O filme revela detalhes inéditos da vida na Argentina do chamado “anjo da morte”, responsável por desumanos experimentos no campo de concentração de Auschwitz, que escapou da Alemanha após a Segunda Guerra Mundial (1939-1945) e encontrou refúgio no país sul-americano.
Mengele chegou à Argentina em 1949 com identidade falsa, embora anos mais tarde tenha conseguido que a Polícia Federal do país lhe expedisse um documento com o nome de José Mengele.
De Nápoli entregará ao Museu do Holocausto uma cópia do estatuto societário da Fadrofarm SRL, laboratório que Mengele fundou na Argentina e no qual figurava como “sócio oculto”.
“No estatuto figura quem eram os sócios, os gerentes, os advogados e os escrivães do laboratório, e também o seu capital inicial, que alcançava US$ 1 milhão, número enorme para a época”, disse.

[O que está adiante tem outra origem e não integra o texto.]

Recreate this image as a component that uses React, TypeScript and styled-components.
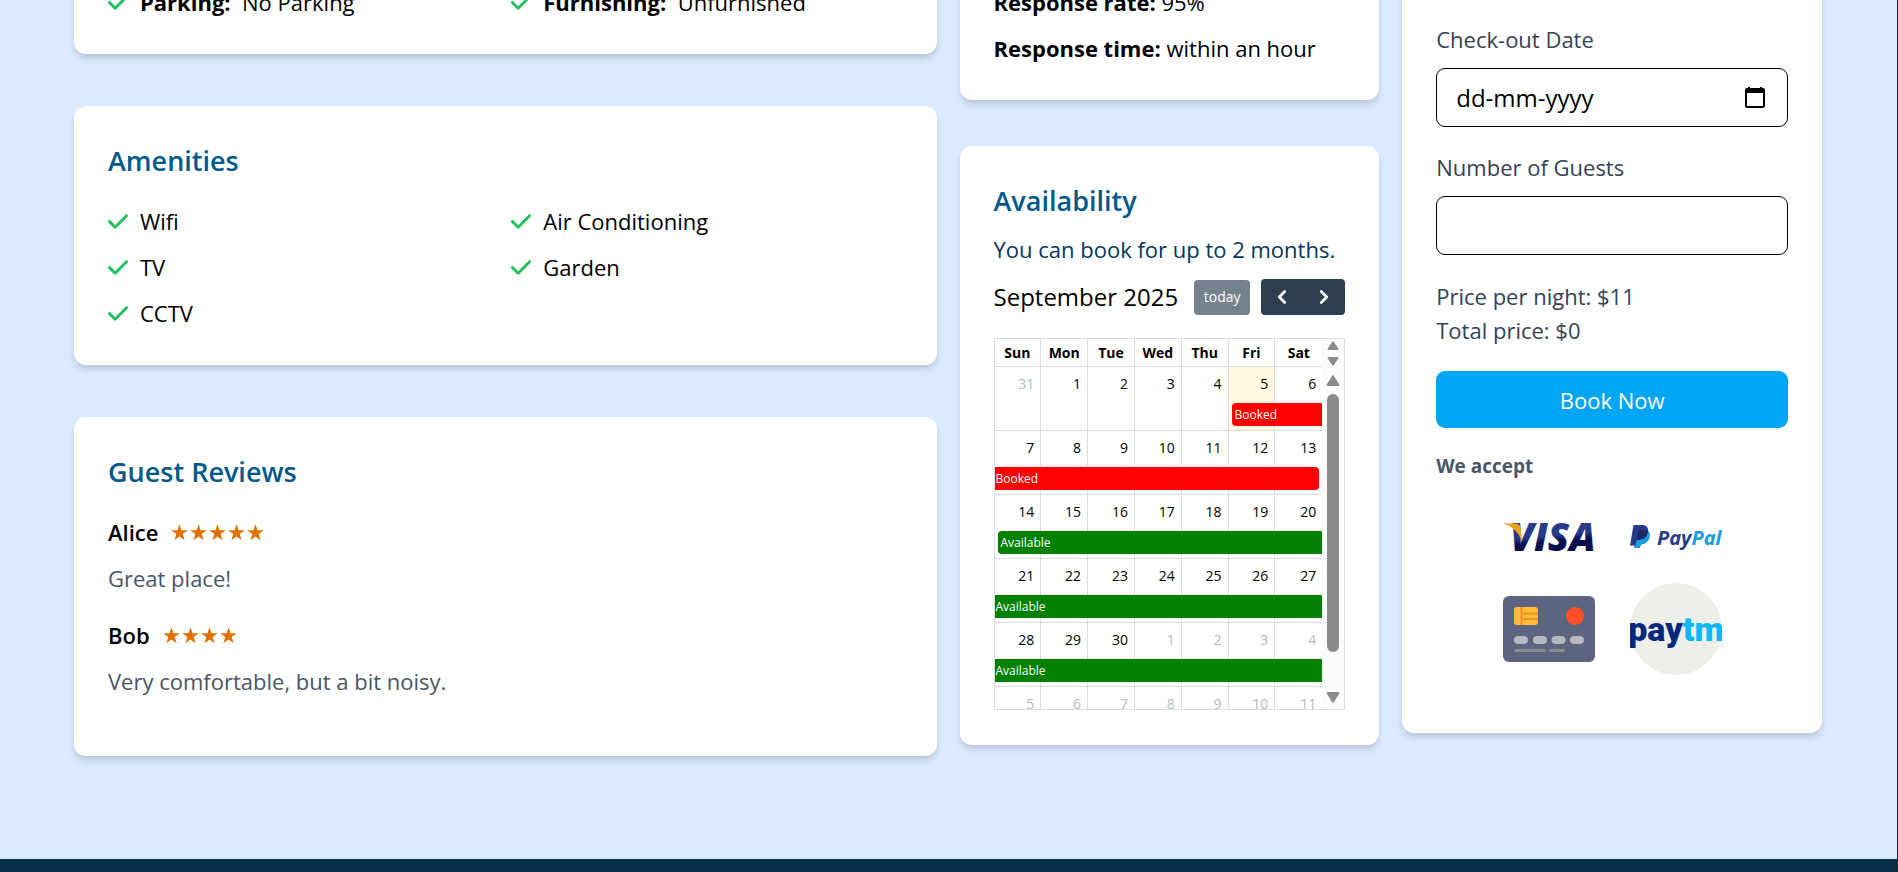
import React from 'react';
import styled, { createGlobalStyle, css } from 'styled-components';
import { FaCheck } from 'react-icons/fa6';
import { ChevronLeft, ChevronRight } from 'lucide-react';

const GlobalStyle = createGlobalStyle`
  *, *::before, *::after { box-sizing: border-box; }
  body {
    margin: 0;
    font-family: "Open Sans", "Noto Sans", sans-serif;
    font-size: 22px;
    line-height: 34px;
    color: #000;
  }
  h2, p, ul { margin: 0; padding: 0; }
  button, input { font: inherit; }
`;

const Page = styled.div`
  min-height: 100vh;
  display: flex;
  flex-direction: column;
  overflow: hidden;
  background: #dbeafe;
  border-right: 1px solid #23262b;
`;

/* The top row of cards runs on above the visible part of the page. */
const Main = styled.main`
  display: grid;
  grid-template-columns: repeat(4, minmax(0, 1fr));
  gap: 23px;
  align-items: start;
  margin-top: -50px;
  padding: 0 75px 103px 74px;
`;

const Column = styled.div<{ $span?: number; $gap: number }>`
  grid-column: span ${(p) => p.$span ?? 1};
  display: flex;
  flex-direction: column;
  gap: ${(p) => p.$gap}px;
`;

const Card = styled.section<{ $top?: number }>`
  padding: ${(p) => p.$top ?? 35}px 34px 35px;
  border-radius: 12px;
  background: #fff;
  box-shadow: 0 6px 9px -1px rgba(0, 0, 0, 0.1), 0 3px 6px -2px rgba(0, 0, 0, 0.1);
`;

const Heading = styled.h2<{ $gap?: number }>`
  margin-bottom: ${(p) => p.$gap ?? 23}px;
  font-size: 27px;
  line-height: 40px;
  font-weight: 600;
  color: #00598a;
`;

const CheckGrid = styled.ul`
  display: grid;
  grid-template-columns: 1fr 1fr;
  gap: 12px;
  list-style: none;
`;

const CheckItem = styled.li`
  display: flex;
  align-items: center;
  gap: 12px;
  svg { width: 20px; height: 23px; color: #1fbf5a; }
`;

const FactList = styled.div`
  display: grid;
  gap: 12px;
`;

const Review = styled.article`
  display: grid;
  gap: 12px;
  margin-bottom: 23px;
`;

const Reviewer = styled.div`
  display: flex;
  align-items: center;
  gap: 12px;
  font-weight: 600;
`;

const Stars = styled.span`
  display: flex;
  color: #e17100;
  svg { width: 19px; height: 19px; }
`;

const Comment = styled.p`
  color: #4a5565;
`;

const Note = styled.p`
  color: #05365a;
`;

const Toolbar = styled.div`
  display: flex;
  align-items: center;
  gap: 11px;
  margin: 13px 0 23px;
`;

const Month = styled.span`
  flex: 1;
  font-size: 24px;
  line-height: 36px;
  white-space: nowrap;
`;

const TodayButton = styled.button`
  width: 56px;
  height: 35px;
  padding: 0;
  border: 0;
  border-radius: 4px;
  background: #75818d;
  color: #fff;
  font-size: 14px;
  line-height: 20px;
`;

const NavGroup = styled.div`
  display: flex;
  border-radius: 4px;
  overflow: hidden;
`;

const NavButton = styled.button`
  display: flex;
  align-items: center;
  justify-content: center;
  width: 42px;
  height: 36px;
  padding: 0;
  border: 0;
  background: #2c3e50;
  color: #fff;
`;

const Calendar = styled.div`
  display: flex;
  height: 372px;
  border: 1px solid #ddd;
  overflow: hidden;
`;

const TableArea = styled.div`
  flex: 1;
  min-width: 0;
`;

const MonthTable = styled.table`
  width: 100%;
  table-layout: fixed;
  border-collapse: separate;
  border-spacing: 0;
  font-size: 14px;
  line-height: 20px;
  th, td {
    border: solid #ddd;
    border-width: 0 1px 1px 0;
    padding: 0;
  }
  th:last-child, td:last-child { border-right: 0; }
  th { height: 28px; font-weight: 700; }
`;

const Day = styled.td<{ $muted?: boolean; $today?: boolean }>`
  position: relative;
  height: 64px;
  text-align: right;
  vertical-align: top;
  color: ${(p) => (p.$muted ? '#b5b9c1' : '#000')};
  background: ${(p) => (p.$today ? '#fffadf' : 'transparent')};
`;

const DayNumber = styled.div`
  padding: 7px 6px 0 0;
`;

const EventBar = styled.div<{ $days: number; $kind: string; $start: boolean; $end: boolean }>`
  position: absolute;
  z-index: 1;
  top: 36px;
  left: ${(p) => (p.$start ? 3 : 0)}px;
  width: calc(${(p) => p.$days * 100}% + ${(p) => p.$days}px - ${(p) => (p.$start ? 3 : 0) + (p.$end ? 3 : 0)}px);
  height: 23px;
  padding-left: ${(p) => (p.$start ? 3 : 1)}px;
  background: ${(p) => (p.$kind === 'Booked' ? '#f00' : '#008000')};
  color: #fff;
  font-size: 12px;
  line-height: 23px;
  text-align: left;
  ${(p) => p.$start && css`border-top-left-radius: 4px; border-bottom-left-radius: 4px;`}
  ${(p) => p.$end && css`border-top-right-radius: 4px; border-bottom-right-radius: 4px;`}
`;

const Gutter = styled.div`
  position: relative;
  z-index: 2;
  display: flex;
  flex-direction: column;
  align-items: center;
  width: 22px;
  background: #fcfcfc;
  color: #8b8b8d;
  svg { display: block; }
`;

const GutterHead = styled.div`
  display: flex;
  flex-direction: column;
  justify-content: space-between;
  height: 28px;
  padding: 2px 0 1px;
`;

const GutterBody = styled.div`
  flex: 1;
  display: flex;
  flex-direction: column;
  align-items: center;
  gap: 8px;
  padding: 8px 0 6px;
`;

const Track = styled.div`
  flex: 1;
  width: 12px;
`;

const Thumb = styled.div`
  height: 89%;
  border-radius: 6px;
  background: #8b8b8d;
`;

const BookingForm = styled.form`
  display: grid;
  grid-template-columns: minmax(0, 1fr);
  gap: 23px;
`;

const Field = styled.label`
  display: grid;
  grid-template-columns: minmax(0, 1fr);
  gap: 12px;
  color: #364153;
`;

const InputBox = styled.span`
  display: flex;
  align-items: center;
  height: 59px;
  padding: 0 22px 0 19px;
  border: 1px solid #000;
  border-radius: 9px;
  background: #fff;
`;

const Input = styled.input`
  flex: 1;
  min-width: 0;
  padding: 0;
  border: 0;
  outline: 0;
  background: transparent;
  color: #000;
  font-size: 24px;
  &::placeholder { color: #000; opacity: 1; }
`;

const Prices = styled.div`
  padding: 1px 0;
  color: #364153;
`;

const BookButton = styled.button`
  height: 57px;
  border: 0;
  border-radius: 9px;
  background: #00a6f4;
  color: #fff;
`;

const Accept = styled.p`
  margin-top: 23px;
  font-size: 19px;
  line-height: 30px;
  font-weight: 700;
  color: #4a5565;
`;

const Payments = styled.div`
  display: grid;
  grid-template-columns: 92px 92px;
  justify-content: center;
  column-gap: 35px;
  padding: 10px 0 23px;
  svg { display: block; width: 92px; height: 92px; }
`;

const Footer = styled.footer`
  flex: 1;
  min-height: 13px;
  background: #052f4a;
`;

const Triangle = ({ down, size = 14 }: { down?: boolean; size?: number }) => (
  <svg width={size} height={size === 14 ? 11 : 9} viewBox="0 0 14 11" preserveAspectRatio="none" aria-hidden="true">
    <path
      d={down ? 'M1.6 1H12.4L7 9.6Z' : 'M1.6 10H12.4L7 1.4Z'}
      fill="currentColor"
      stroke="currentColor"
      strokeWidth="2"
      strokeLinejoin="round"
    />
  </svg>
);

const Star = () => (
  <svg viewBox="0 0 19 19" aria-hidden="true">
    <path fill="currentColor" d="M9.5 1.2 11.5 7.3H17.8L12.7 11.1 14.6 17.2 9.5 13.4 4.4 17.2 6.3 11.1 1.2 7.3H7.5Z" />
  </svg>
);

const VisaLogo = () => (
  <svg viewBox="0 0 92 92" role="img" aria-label="Visa">
    <defs>
      <linearGradient id="visa" x1="0" y1="0" x2="0.15" y2="1">
        <stop offset="0.55" stopColor="#273b88" />
        <stop offset="0.68" stopColor="#070f4c" />
      </linearGradient>
    </defs>
    <text x="7" y="60" fontFamily="Open Sans" fontSize="39" fontWeight="800" fontStyle="italic" fill="url(#visa)">VISA</text>
    <path d="M0 32.500H13Q17 33 17.500 37L19 50Q13 36 0 32.500Z" fill="#f0a01f" />
  </svg>
);

const PaypalLogo = () => (
  <svg viewBox="0 0 92 92" role="img" aria-label="PayPal">
    <path d="M6 39H16Q20.500 40 19.500 46Q18 53 11 53.500L9.500 57H4Z" fill="#1a9be6" />
    <path d="M3.500 34H13Q19 35 18 41Q17 49 9 49H7L5.500 54.500H0Z" fill="#273b88" />
    <path d="M8.500 39H18Q18 48 9 49H7Z" fill="#1b2a62" />
    <path d="M18.200 40Q20.500 42 19.500 46Q18 53 11 53.500L9.500 57H5L7 49H9Q17 49 18.200 40Z" fill="#1a9be6" />
    <text x="27" y="54" fontFamily="Open Sans" fontSize="20" fontWeight="700" fontStyle="italic" fill="#273b88">
      Pay<tspan fill="#1a9be6">Pal</tspan>
    </text>
  </svg>
);

const CardLogo = () => (
  <svg viewBox="0 0 92 92" role="img" aria-label="Credit card">
    <rect y="13" width="92" height="66" rx="6" fill="#5d647f" />
    <rect x="11" y="24" width="24" height="18" rx="3" fill="#ffbc36" />
    <path d="M18.500 24V42M20 30.500H35M20 36H35" stroke="#e8942a" strokeWidth="2" />
    <circle cx="72" cy="33" r="9" fill="#ff5028" />
    {[11, 30, 48.500, 67].map((x) => (
      <rect key={x} x={x} y="53" width="14" height="8" rx="4" fill="#b4b6c1" />
    ))}
    <rect x="11" y="66" width="32" height="3" rx="1.500" fill="#8b8b90" />
    <rect x="46" y="66" width="16" height="3" rx="1.500" fill="#8b8b90" />
  </svg>
);

const PaytmLogo = () => (
  <svg viewBox="0 0 92 92" role="img" aria-label="Paytm">
    <circle cx="46" cy="46" r="46" fill="#efefea" />
    <text x="46" y="58" textAnchor="middle" fontFamily="Roboto" fontSize="34" fontWeight="900" fill="#04297a">
      pay<tspan fill="#06b8f5">tm</tspan>
    </text>
  </svg>
);

type CalEvent = { from: number; days: number; kind: string; start?: boolean; end?: boolean };

const weeks: { days: number[]; event?: CalEvent }[] = [
  { days: [31, 1, 2, 3, 4, 5, 6], event: { from: 5, days: 2, kind: 'Booked', start: true } },
  { days: [7, 8, 9, 10, 11, 12, 13], event: { from: 0, days: 7, kind: 'Booked', end: true } },
  { days: [14, 15, 16, 17, 18, 19, 20], event: { from: 0, days: 7, kind: 'Available', start: true } },
  { days: [21, 22, 23, 24, 25, 26, 27], event: { from: 0, days: 7, kind: 'Available' } },
  { days: [28, 29, 30, 1, 2, 3, 4], event: { from: 0, days: 7, kind: 'Available' } },
  { days: [5, 6, 7, 8, 9, 10, 11] },
];

const isMuted = (week: number, day: number) =>
  (week === 0 && day > 20) || (week === 4 && day < 20) || week === 5;

const reviews = [
  { name: 'Alice', stars: 5, text: 'Great place!' },
  { name: 'Bob', stars: 4, text: 'Very comfortable, but a bit noisy.' },
];

export default function App() {
  return (
    <>
      <GlobalStyle />
      <Page>
        <Main>
          <Column $span={2} $gap={52}>
            <Card>
              <CheckGrid>
                <CheckItem><FaCheck /><span><b>Parking:</b>&nbsp; No Parking</span></CheckItem>
                <CheckItem><FaCheck /><span><b>Furnishing:</b>&nbsp; Unfurnished</span></CheckItem>
              </CheckGrid>
            </Card>
            <Card>
              <Heading>Amenities</Heading>
              <CheckGrid>
                {['Wifi', 'Air Conditioning', 'TV', 'Garden', 'CCTV'].map((name) => (
                  <CheckItem key={name}><FaCheck />{name}</CheckItem>
                ))}
              </CheckGrid>
            </Card>
            <Card>
              <Heading>Guest Reviews</Heading>
              {reviews.map((r) => (
                <Review key={r.name}>
                  <Reviewer>
                    {r.name}
                    <Stars role="img" aria-label={`${r.stars} stars`}>
                      {Array.from({ length: r.stars }, (_, i) => <Star key={i} />)}
                    </Stars>
                  </Reviewer>
                  <Comment>{r.text}</Comment>
                </Review>
              ))}
            </Card>
          </Column>

          <Column $gap={46}>
            <Card>
              <FactList>
                <p><b>Response rate:</b> 95%</p>
                <p><b>Response time:</b> within an hour</p>
              </FactList>
            </Card>
            <Card>
              <Heading $gap={11}>Availability</Heading>
              <Note>You can book for up to 2 months.</Note>
              <Toolbar>
                <Month>September 2025</Month>
                <TodayButton type="button">today</TodayButton>
                <NavGroup>
                  <NavButton type="button" aria-label="Previous month"><ChevronLeft size={22} strokeWidth={3} /></NavButton>
                  <NavButton type="button" aria-label="Next month"><ChevronRight size={22} strokeWidth={3} /></NavButton>
                </NavGroup>
              </Toolbar>
              <Calendar>
                <TableArea>
                  <MonthTable>
                    <thead>
                      <tr>
                        {['Sun', 'Mon', 'Tue', 'Wed', 'Thu', 'Fri', 'Sat'].map((d) => <th key={d} scope="col">{d}</th>)}
                      </tr>
                    </thead>
                    <tbody>
                      {weeks.map((week, w) => (
                        <tr key={w}>
                          {week.days.map((day, d) => (
                            <Day key={d} $muted={isMuted(w, day)} $today={w === 0 && day === 5}>
                              <DayNumber>{day}</DayNumber>
                              {week.event && week.event.from === d && (
                                <EventBar
                                  $days={week.event.days}
                                  $kind={week.event.kind}
                                  $start={!!week.event.start}
                                  $end={!!week.event.end}
                                >
                                  {week.event.kind}
                                </EventBar>
                              )}
                            </Day>
                          ))}
                        </tr>
                      ))}
                    </tbody>
                  </MonthTable>
                </TableArea>
                <Gutter aria-hidden="true">
                  <GutterHead><Triangle size={12} /><Triangle size={12} down /></GutterHead>
                  <GutterBody>
                    <Triangle />
                    <Track><Thumb /></Track>
                    <Triangle down />
                  </GutterBody>
                </Gutter>
              </Calendar>
            </Card>
          </Column>

          <Column $gap={46}>
            <Card $top={72}>
              <BookingForm onSubmit={(e) => e.preventDefault()}>
                <Field>
                  Check-out Date
                  <InputBox>
                    <Input type="text" placeholder="dd-mm-yyyy" />
                    <svg width="20" height="22" viewBox="0 0 20 22" aria-hidden="true">
                      <path d="M4 0V3M16 0V3" stroke="#000" strokeWidth="2" />
                      <rect x="1" y="2" width="18" height="18" rx="1" fill="none" stroke="#000" strokeWidth="2" />
                      <path d="M1 2H19V6H1Z" fill="#000" />
                    </svg>
                  </InputBox>
                </Field>
                <Field>
                  Number of Guests
                  <InputBox><Input type="text" inputMode="numeric" /></InputBox>
                </Field>
                <Prices>
                  <p>Price per night: $11</p>
                  <p>Total price: $0</p>
                </Prices>
                <BookButton type="submit">Book Now</BookButton>
              </BookingForm>
              <Accept>We accept</Accept>
              <Payments>
                <VisaLogo />
                <PaypalLogo />
                <CardLogo />
                <PaytmLogo />
              </Payments>
            </Card>
          </Column>
        </Main>
        <Footer />
      </Page>
    </>
  );
}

“É o primeiro documento que o expõe da cabeça aos pés”, disse o escritor, que também doou uma cópia do expediente completo do segundo casamento de Mengele na cidade uruguaia de Nueva Helvecia.
“Ele se casou com sua cunhada, Marta María Hill, cujo marido, irmão de Mengele, tinha falecido anos antes. Isto provocou a ira de sua primeira esposa, Irene Schönbein, que a partir dali começou a tornar pública a atuação do criminoso em diferentes tribunais alemães”, comentou.
De Nápoli considerou uma “bobagem” as versões que indicavam que Mengele, excluído dos juízos de Nuremberg, era perseguido durante aquela época e prova disso, afirmou, é que “o dia em que se casou publicou um édito nos jornais do Uruguai em que anunciava suas segundas núpcias”.